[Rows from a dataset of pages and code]
=-=-=
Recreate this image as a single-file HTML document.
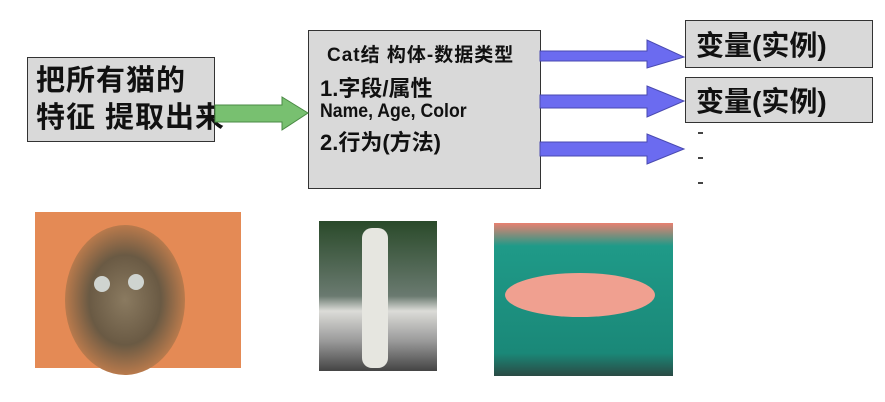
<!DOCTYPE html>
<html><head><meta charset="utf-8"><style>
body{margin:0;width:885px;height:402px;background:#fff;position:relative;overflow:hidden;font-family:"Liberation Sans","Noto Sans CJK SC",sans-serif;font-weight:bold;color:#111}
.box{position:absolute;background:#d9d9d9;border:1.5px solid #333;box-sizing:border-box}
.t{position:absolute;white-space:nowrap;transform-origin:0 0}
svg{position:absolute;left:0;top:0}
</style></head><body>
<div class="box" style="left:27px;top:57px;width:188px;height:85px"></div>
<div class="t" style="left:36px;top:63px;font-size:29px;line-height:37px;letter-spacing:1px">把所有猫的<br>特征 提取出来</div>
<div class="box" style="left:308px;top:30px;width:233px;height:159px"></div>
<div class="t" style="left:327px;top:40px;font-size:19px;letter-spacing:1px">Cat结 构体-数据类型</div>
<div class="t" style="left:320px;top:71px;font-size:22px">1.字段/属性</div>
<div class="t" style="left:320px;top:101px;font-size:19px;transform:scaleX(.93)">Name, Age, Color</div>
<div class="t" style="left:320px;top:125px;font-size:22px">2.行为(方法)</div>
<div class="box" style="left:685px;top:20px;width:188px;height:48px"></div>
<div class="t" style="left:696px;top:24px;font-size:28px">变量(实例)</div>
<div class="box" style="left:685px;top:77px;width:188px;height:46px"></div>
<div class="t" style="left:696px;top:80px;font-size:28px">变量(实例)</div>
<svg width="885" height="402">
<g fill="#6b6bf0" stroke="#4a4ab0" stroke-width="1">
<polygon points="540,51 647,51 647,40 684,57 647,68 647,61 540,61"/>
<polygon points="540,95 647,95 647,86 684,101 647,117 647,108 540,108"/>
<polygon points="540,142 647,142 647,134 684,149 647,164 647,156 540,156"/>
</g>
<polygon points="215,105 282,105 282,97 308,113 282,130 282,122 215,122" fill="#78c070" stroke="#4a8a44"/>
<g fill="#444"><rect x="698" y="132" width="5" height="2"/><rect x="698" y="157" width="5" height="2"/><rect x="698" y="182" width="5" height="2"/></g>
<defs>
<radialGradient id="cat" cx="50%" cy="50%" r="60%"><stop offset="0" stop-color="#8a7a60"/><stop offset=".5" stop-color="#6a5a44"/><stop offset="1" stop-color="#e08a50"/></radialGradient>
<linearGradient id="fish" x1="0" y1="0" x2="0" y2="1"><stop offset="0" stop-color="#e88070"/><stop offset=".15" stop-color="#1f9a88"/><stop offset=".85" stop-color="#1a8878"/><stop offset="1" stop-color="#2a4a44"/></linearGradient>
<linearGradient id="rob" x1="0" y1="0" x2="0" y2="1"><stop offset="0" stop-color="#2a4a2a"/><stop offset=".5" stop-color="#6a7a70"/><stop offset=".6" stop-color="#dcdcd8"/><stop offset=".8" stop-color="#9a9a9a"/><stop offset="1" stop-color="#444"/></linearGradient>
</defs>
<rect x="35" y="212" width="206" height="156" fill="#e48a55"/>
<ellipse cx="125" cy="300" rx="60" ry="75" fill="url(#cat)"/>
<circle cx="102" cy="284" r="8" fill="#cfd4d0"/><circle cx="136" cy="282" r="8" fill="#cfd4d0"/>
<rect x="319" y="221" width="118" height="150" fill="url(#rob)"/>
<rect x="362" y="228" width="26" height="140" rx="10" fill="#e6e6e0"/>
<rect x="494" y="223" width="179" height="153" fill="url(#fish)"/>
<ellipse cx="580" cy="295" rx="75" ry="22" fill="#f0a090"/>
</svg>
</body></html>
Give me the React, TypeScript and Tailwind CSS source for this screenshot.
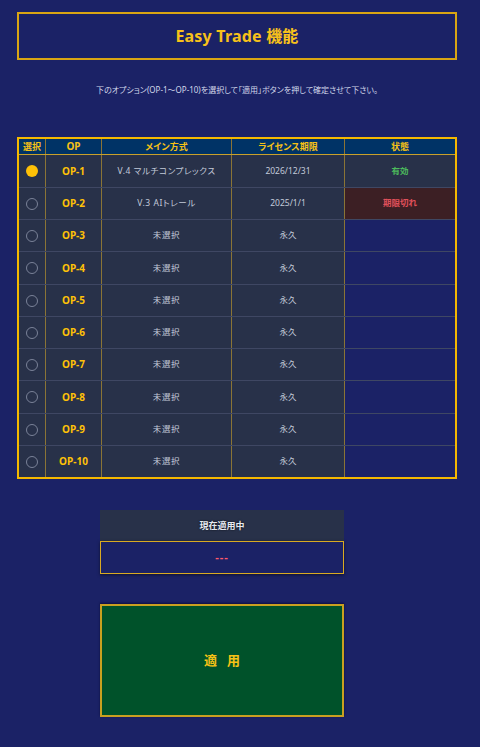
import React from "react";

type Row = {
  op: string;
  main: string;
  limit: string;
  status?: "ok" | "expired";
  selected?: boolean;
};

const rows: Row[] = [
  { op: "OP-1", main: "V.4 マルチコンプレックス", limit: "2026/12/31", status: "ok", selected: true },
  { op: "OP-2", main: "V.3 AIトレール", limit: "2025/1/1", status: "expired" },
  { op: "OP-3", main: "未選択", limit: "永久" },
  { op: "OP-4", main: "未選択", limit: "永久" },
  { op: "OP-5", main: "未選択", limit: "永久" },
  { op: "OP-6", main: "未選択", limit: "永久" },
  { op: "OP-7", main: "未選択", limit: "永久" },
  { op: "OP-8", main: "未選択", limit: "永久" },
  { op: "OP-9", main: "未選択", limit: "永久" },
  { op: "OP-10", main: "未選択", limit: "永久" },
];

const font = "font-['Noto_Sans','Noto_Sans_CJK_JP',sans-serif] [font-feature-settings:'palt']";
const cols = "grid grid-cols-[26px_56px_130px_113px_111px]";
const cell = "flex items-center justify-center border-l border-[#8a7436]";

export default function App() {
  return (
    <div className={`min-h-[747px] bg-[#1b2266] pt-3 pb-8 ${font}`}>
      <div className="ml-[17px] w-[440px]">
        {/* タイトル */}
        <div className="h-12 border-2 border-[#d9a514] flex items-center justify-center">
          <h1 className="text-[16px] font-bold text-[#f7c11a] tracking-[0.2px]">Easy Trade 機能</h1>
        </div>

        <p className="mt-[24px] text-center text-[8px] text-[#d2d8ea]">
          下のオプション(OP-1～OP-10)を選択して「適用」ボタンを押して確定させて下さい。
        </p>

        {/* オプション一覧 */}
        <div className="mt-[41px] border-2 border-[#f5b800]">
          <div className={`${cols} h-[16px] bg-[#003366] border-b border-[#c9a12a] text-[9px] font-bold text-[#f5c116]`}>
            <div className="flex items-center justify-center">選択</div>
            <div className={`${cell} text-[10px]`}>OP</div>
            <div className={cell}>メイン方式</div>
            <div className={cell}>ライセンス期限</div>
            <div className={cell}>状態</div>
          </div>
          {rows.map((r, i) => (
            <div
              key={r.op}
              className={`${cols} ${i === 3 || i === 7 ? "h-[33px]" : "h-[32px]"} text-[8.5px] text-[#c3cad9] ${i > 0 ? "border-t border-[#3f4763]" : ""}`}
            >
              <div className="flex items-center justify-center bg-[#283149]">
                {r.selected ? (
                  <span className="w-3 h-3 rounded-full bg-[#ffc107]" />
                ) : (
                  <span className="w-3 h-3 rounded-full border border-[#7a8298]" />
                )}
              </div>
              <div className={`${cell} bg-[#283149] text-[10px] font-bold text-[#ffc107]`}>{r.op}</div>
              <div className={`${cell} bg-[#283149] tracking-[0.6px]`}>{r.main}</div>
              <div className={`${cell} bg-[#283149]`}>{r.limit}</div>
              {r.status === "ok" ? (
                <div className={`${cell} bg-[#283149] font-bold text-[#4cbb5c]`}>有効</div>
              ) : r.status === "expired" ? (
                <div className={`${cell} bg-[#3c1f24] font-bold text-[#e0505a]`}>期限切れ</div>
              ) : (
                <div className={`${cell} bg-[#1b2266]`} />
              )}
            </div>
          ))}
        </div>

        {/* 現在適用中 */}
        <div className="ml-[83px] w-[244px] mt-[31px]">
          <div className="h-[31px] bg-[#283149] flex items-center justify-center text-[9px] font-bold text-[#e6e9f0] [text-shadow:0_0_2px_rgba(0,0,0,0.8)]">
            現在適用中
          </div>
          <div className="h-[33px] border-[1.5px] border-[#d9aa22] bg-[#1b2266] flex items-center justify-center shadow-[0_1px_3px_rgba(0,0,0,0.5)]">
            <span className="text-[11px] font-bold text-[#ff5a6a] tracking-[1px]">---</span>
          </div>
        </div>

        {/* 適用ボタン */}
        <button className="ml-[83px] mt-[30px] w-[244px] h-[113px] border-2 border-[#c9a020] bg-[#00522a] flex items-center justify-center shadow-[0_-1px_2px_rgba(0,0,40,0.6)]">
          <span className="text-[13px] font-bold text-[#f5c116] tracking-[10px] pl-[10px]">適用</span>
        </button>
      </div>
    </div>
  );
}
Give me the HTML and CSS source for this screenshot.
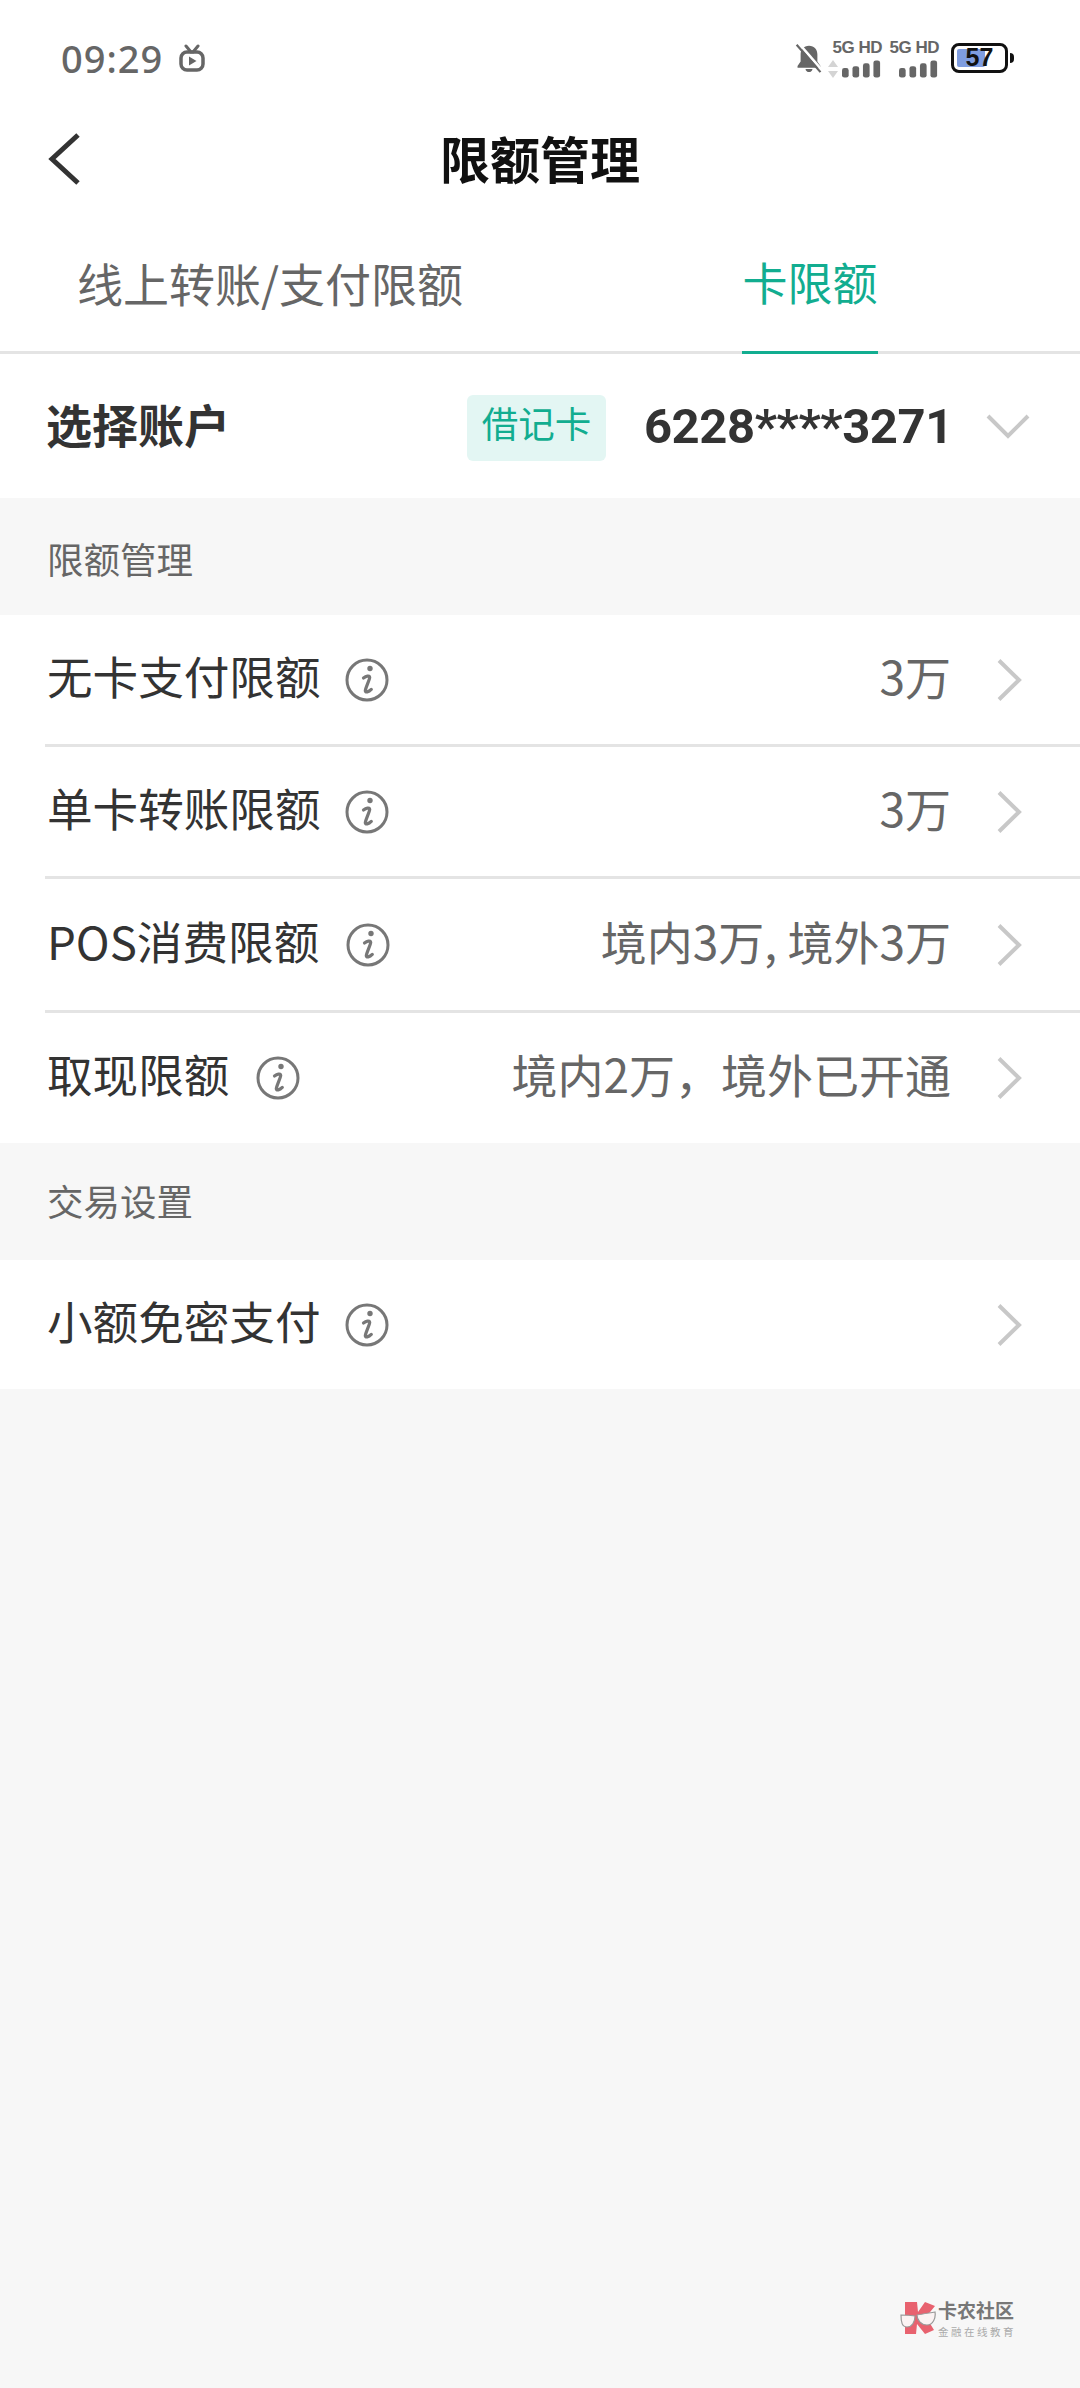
=-=-=
• **Your instructions**:
Take every line from the data that contains the word "screenshot".

• **Answer to the task**:
Give me the React, TypeScript and Tailwind CSS source for this screenshot.
Give me the HTML and CSS source for this screenshot.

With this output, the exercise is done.